--- DIRECTIONS ---
Search the listing for "that" and copy every line where it appears.

'''

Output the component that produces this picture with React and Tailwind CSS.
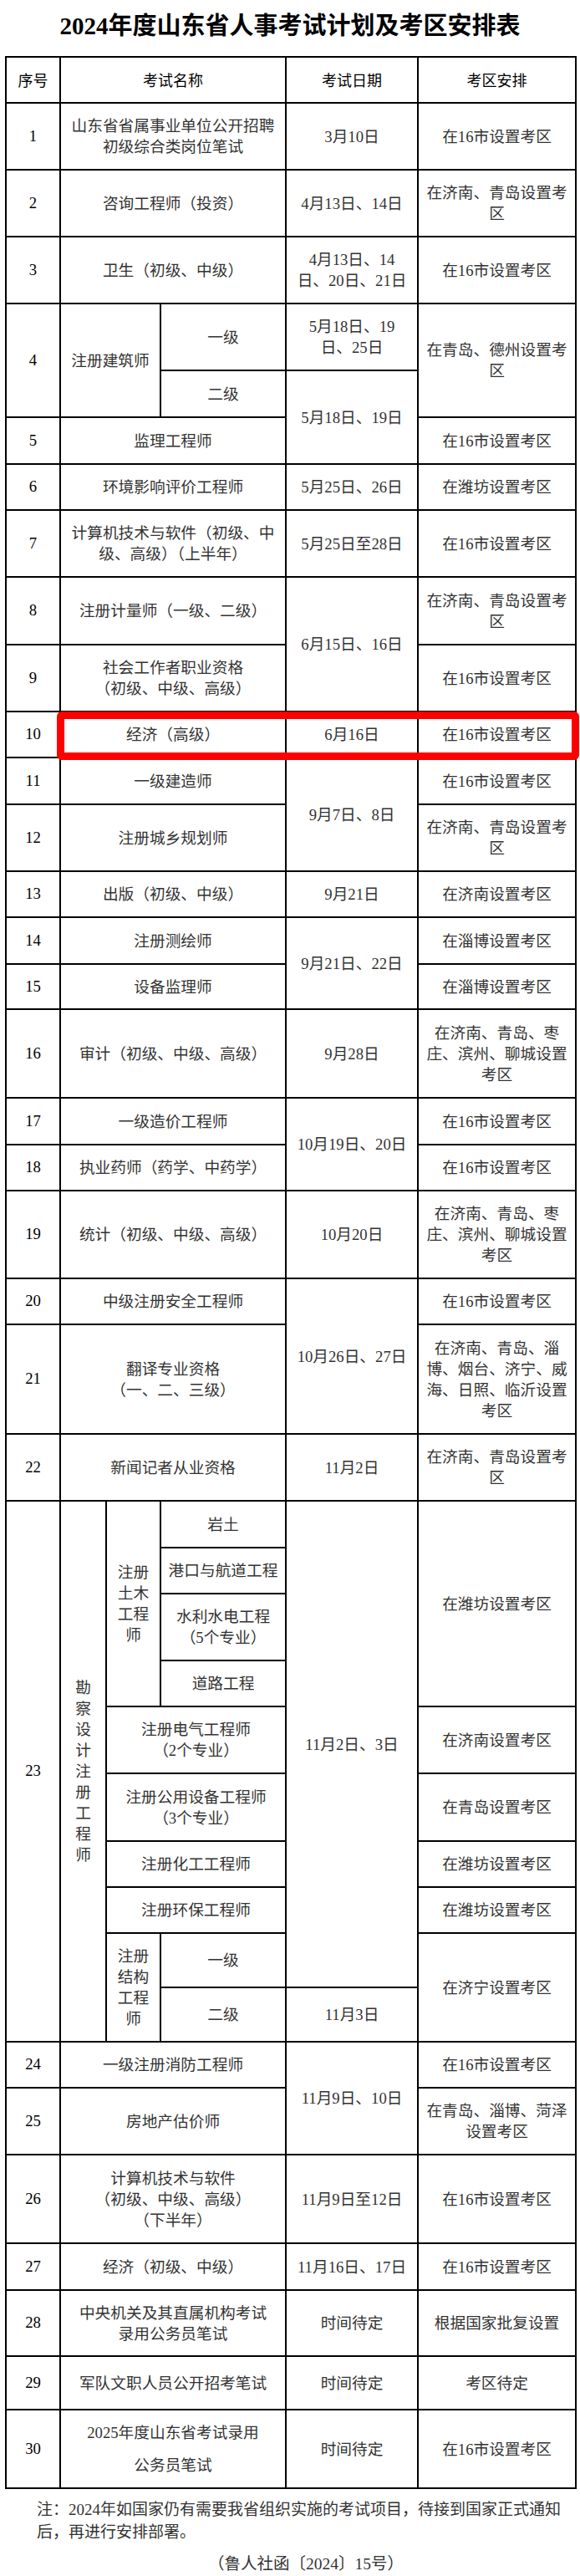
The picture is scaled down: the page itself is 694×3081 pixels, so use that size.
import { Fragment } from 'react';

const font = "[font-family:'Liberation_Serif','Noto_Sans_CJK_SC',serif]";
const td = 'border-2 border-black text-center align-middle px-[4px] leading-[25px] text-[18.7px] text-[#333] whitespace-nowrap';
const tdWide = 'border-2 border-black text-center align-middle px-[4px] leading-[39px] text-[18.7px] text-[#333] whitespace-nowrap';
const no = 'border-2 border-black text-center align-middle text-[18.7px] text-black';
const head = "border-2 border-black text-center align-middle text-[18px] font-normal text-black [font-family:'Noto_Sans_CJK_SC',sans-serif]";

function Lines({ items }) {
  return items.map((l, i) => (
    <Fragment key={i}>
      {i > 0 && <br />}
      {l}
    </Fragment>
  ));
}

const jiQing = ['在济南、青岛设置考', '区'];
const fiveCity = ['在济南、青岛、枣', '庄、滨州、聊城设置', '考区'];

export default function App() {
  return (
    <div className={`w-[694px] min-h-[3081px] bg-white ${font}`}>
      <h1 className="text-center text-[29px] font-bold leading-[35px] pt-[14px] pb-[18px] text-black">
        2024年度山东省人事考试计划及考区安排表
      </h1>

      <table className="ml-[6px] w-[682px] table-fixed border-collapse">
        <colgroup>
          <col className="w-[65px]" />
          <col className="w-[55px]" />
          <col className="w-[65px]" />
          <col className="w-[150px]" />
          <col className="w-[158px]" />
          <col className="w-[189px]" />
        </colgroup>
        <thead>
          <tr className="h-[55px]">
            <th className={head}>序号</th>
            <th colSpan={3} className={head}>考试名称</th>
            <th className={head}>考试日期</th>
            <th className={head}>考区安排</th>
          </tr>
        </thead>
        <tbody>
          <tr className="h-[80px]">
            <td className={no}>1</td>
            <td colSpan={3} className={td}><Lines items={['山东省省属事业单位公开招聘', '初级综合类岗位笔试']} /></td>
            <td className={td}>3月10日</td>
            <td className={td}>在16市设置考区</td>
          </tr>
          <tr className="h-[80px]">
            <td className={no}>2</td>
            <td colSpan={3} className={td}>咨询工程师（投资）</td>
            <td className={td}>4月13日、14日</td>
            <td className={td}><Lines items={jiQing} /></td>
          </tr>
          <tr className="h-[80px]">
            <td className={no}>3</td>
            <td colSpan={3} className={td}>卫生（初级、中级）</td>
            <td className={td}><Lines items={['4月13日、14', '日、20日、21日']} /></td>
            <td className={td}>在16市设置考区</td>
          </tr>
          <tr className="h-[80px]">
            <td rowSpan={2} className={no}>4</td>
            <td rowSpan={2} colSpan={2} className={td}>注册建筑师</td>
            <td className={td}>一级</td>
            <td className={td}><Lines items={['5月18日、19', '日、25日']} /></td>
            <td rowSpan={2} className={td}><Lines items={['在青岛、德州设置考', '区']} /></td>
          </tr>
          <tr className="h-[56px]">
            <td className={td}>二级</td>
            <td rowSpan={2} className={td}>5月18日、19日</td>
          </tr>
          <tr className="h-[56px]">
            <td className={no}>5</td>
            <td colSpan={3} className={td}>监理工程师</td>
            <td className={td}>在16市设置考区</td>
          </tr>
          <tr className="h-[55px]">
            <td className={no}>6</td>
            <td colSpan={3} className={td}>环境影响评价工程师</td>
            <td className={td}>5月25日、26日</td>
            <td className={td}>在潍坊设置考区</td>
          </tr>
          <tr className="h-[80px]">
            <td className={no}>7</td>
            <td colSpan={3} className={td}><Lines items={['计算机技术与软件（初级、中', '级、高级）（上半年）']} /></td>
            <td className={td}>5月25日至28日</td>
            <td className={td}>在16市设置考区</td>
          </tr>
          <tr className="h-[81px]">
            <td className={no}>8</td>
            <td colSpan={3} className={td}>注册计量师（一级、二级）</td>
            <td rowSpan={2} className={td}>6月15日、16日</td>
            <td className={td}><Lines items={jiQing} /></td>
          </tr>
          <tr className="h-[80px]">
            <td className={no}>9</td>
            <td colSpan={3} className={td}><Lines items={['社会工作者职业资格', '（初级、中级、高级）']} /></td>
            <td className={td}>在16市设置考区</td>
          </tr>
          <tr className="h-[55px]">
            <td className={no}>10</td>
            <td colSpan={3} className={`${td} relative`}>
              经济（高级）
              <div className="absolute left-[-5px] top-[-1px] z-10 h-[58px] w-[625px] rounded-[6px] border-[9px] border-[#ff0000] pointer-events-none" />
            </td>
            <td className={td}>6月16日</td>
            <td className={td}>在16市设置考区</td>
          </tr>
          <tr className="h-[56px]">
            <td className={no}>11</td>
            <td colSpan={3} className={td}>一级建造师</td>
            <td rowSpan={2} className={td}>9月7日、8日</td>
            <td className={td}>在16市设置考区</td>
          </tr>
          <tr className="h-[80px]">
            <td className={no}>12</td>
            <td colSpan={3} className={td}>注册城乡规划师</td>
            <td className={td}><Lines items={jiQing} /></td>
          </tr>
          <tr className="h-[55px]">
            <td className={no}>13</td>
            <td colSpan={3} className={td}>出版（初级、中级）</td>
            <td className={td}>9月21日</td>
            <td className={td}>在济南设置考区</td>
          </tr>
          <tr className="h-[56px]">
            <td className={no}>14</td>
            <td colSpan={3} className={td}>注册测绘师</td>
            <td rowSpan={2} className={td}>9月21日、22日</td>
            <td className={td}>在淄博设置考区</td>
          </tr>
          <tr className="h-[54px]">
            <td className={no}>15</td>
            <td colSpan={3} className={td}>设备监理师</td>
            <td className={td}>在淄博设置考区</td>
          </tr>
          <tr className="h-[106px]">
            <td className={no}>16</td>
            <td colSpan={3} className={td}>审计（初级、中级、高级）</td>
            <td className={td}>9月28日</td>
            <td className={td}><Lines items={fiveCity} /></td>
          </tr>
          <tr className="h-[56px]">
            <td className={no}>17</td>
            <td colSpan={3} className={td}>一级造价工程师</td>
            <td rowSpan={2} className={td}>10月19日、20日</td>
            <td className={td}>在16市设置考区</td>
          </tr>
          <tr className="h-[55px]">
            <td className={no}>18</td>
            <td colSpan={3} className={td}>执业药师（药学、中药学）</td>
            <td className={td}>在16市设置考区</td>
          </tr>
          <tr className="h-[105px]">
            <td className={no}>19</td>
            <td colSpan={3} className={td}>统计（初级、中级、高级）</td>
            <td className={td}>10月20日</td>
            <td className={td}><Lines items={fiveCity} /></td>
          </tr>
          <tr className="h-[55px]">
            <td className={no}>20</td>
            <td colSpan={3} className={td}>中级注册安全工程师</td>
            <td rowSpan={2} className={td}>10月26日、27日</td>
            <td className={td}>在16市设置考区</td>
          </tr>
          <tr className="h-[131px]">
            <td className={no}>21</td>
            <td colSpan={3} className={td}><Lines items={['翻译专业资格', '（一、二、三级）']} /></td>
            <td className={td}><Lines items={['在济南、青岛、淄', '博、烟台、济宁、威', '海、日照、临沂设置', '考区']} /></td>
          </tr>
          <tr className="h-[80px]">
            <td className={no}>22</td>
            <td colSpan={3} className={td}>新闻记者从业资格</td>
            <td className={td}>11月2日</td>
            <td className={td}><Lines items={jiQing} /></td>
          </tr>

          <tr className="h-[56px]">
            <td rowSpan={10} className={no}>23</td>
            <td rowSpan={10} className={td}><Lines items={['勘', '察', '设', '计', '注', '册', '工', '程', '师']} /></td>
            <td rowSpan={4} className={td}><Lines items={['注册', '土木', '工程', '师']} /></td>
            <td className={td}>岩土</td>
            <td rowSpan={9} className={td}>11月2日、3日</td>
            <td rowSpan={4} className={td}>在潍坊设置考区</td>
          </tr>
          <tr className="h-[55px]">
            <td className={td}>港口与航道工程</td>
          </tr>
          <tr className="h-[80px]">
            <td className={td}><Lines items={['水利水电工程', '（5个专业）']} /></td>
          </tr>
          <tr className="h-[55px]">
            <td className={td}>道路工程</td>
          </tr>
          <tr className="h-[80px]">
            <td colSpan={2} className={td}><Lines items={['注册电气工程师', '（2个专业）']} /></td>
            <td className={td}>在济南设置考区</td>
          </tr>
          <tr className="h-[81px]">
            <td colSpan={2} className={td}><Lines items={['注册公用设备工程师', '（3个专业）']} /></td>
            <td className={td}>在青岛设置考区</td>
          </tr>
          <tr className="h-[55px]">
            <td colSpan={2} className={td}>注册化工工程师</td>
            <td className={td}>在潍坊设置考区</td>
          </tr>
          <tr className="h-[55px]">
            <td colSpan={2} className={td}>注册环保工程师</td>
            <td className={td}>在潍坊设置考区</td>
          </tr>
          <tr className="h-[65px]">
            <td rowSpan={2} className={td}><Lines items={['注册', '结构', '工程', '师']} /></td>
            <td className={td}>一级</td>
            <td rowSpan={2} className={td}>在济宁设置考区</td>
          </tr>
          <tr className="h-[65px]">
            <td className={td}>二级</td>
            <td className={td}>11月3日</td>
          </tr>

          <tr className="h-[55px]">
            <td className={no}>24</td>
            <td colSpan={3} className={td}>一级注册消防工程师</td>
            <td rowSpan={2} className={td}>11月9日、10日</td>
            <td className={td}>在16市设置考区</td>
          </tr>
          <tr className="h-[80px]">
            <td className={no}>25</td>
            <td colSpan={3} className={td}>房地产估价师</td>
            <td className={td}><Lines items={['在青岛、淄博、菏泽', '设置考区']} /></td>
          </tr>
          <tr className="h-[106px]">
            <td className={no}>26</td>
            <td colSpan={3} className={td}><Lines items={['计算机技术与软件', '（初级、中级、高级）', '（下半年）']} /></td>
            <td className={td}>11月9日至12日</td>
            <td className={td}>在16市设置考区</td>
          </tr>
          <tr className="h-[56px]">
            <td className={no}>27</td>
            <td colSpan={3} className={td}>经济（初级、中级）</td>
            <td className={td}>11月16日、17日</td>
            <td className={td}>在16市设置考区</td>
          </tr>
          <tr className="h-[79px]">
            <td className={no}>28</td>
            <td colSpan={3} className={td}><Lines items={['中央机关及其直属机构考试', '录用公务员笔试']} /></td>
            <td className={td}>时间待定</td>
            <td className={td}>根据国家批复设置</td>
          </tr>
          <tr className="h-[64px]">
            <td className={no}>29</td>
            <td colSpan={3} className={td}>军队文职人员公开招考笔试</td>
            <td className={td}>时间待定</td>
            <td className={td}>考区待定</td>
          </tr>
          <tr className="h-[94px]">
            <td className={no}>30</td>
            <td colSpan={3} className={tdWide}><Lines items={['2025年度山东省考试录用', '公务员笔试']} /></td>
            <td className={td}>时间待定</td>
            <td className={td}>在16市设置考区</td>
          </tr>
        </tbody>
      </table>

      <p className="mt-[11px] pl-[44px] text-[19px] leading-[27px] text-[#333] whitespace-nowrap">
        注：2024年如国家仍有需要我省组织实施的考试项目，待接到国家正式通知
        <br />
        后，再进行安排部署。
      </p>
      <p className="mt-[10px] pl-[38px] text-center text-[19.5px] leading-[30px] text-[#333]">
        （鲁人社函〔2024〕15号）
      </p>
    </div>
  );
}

'''

--- THE ANSWER ---
Output the component that produces this picture with React and Tailwind CSS.
The picture is scaled down: the page itself is 694×3081 pixels, so use that size.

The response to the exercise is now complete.